Of course, long-term financial projections — 20 years or more into the future — cannot be accurate. Even slight changes in inflation or return on investments can result in significant changes in projections of how long my retirement savings will last.

But How Much Money Do I Need?

The dollar amount is really none of your business. That is why I will not share my spreadsheets, in which I have embedded some dollar amounts. However, I do not object to sharing my approach to determining that amount.

Originally, I took our combined income as a starting point. I subtracted what we were saving for retirement — 401(k) plans, Roth IRAs, and investments not tax-advantaged — because that cash outgo would stop upon retirement. I then took 75% of the result. After all, you can live retired more cheaply than living employed. For example, commuting and lunch costs can be significant in a year's time. Also, by being careful which investments are liquidated first, taxable income can be significantly reduced (having already eliminated taxable salary). (On the other hand, when you are retired, you might increase your attention to hobbies, some of which can be quite expensive.)

The problem with this approach was that bonuses and overtime unpredictably perturbed our combined income.

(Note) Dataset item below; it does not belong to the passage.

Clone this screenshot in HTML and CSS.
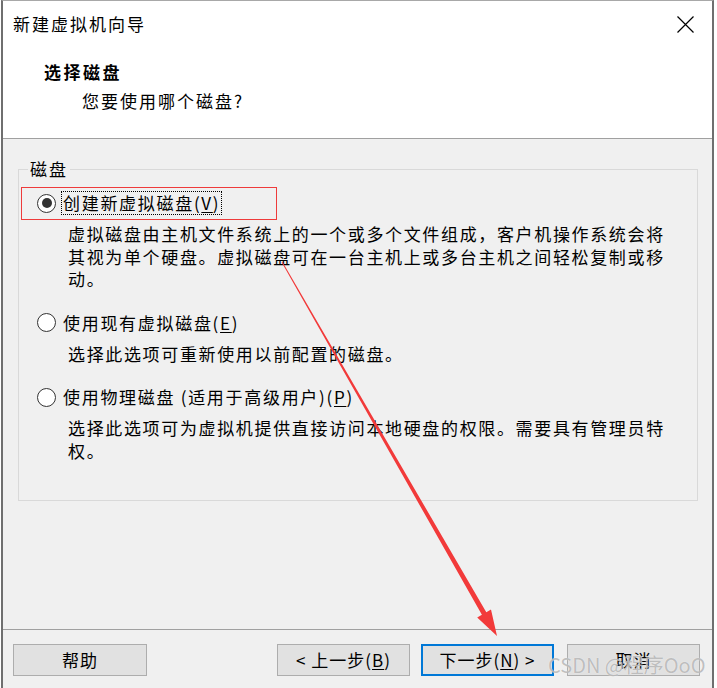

The resulting estimate of cash needs for retirement exceeded what I think is needed even for a couple that is not retired. Our needs are not great. We finished paying our mortgage in 2000. We do not buy a new car until the old one truly needs replacement, and then we do not buy luxury vehicles. We do not wear the latest fashions or eat in the trendiest restaurants. While we do spend more freely now, the habits of frugality that we adopted when I was unemployed are still with us.

In the end, I chose an absolute dollar figure for cash needs that is still higher than the incomes of most American families. In my spreadsheet, that figure increases each year by my estimate for inflation.